Penyalur/pemberi Kredit Bank dalam kegiatannya tidak hanya menyimpan dana yang
diperoleh, akan tetapi untuk pemanfaatannya bank menyalurkan kembali dalam
bentuk kredit kepada masyarakat yang memerlukan dana segar untuk usaha.
Tentunya dalam pelaksanaan fungsi ini diharapkan bank akan mendapatkan sumber
pendapatan berupa bagi hasil atau dalam bentuk pengenaan bunga kredit.

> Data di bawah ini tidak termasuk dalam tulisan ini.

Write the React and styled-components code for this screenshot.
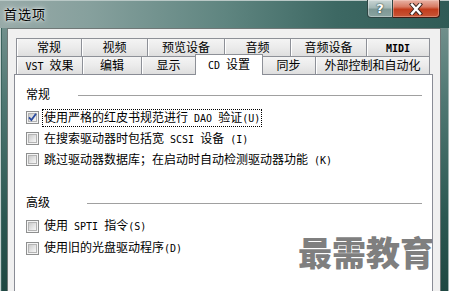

Pemberian kredit akan menimbulkan resiko, oleh sebab itu pemberiannya harus
benar-benar teliti.
Adapun secara spesifik bank bank dapat berfungsi
sebagai Agent Of Trust, Agent Of Development dan Agent Of Services.
Agent Of Trust
Yaitu lembaga yang landasannya kepercayaan. Dasar utama
kegiatan perbankkan adalah kepercayaan ( trust ), baik dalam penghimpun dana
maupun penyaluran dana. Masyarakat akan mau menyimpan dana dananya di bank
apabila dilandasi kepercayaan. Dalam fungsi ini akan di bangun kepercayaan baik
dari pihak penyimpan dana maupun dari pihak bank dan kepercayaan ini akan terus berlanjut kepada
pihak debitor. Kepercayaan ini penting dibangun karena dalam keadaan ini semua
pihak ingin merasa diuntungkan untuk baik dari segi penyimpangan dana,
penampung dana maupun penerima penyaluran dana tersebut.
Agent Of Development
Yaitu
lembaga yang memobilisasi dana untuk pembangunan ekonomi. Kegiatan bank berupa
penghimpun dan penyalur dana sangat diperlukan bagi lancarnya kegiatan
perekonomian di sektor riil. Kegiatan bank tersebut memungkinkan masyarakat
melakukan kegiatan investasi, kegiatan distribusi, serta kegiatan konsumsi
barang dan jasa, mengingat bahwa kegiatan investasi , distribusi dan konsumsi
tidak dapat dilepaskan dari adanya penggunaan uang. Kelancaran kegiatan
investasi, distribusi, dan konsumsi ini tidak lain adalah kegiatan pembangunan
perekonomian suatu masyarakat.
Agent Of Services
Yaitu lembaga yang memobilisasi dana untuk pembangunan
ekonomi. Disamping melakukan kegiatan penghimpun dan penyalur dana, bank juga
memberikan penawaran jasa perbankan yang lain kepada masyarakan. Jasa yang
ditawarkan bank ini erat kaitannya dengan kegiatan perekonomian masyarakat
secara umum.
PERANAN BANK
Dalam menjalankan kegiatannya bank mempunyai peran
penting dalam sistem keuangan, yaitu :
1. Pengalihan
Aset (asset transmutation)
Yaitu pengalihan dana atau aset dari unit surplus ke
unit devisit. Dimana sumber dana yang diberikan pada pihak peminjam berasal
pemilik dana yaitu unit surplus yang jangka waktunya dapat diatur sesuai dengan
keinginan pemilik dana. Dalam hal ini bank berperan sebagai pangalih aset yang
likuid dari unit surplus (lender) kepada unit defisit (borrower).
2. Transaksi
(transaction)
Bank memberikan berbagai kemudahan kepada pelaku
ekonomi untuk melakukan transaksi. Dalam ekonomi modern, trnsaksi barang dan
jasa tidak pernah terlepas dari transaksi keuangan. Untuk itu produk-produk
yang dikeluarkan oleh bank (giro, tabungan, depsito, saham dan
sebagainya)merupakan pengganti uang dan dapat digunakan sebagai alat
pembayaran.
3. Likuiditas
(liquidity)
Unit surplus dapat menempatkan dana yang dimilikinya
dalam bentuk produk-produk berupa giro, tabungan, deposito, dan sebagainya.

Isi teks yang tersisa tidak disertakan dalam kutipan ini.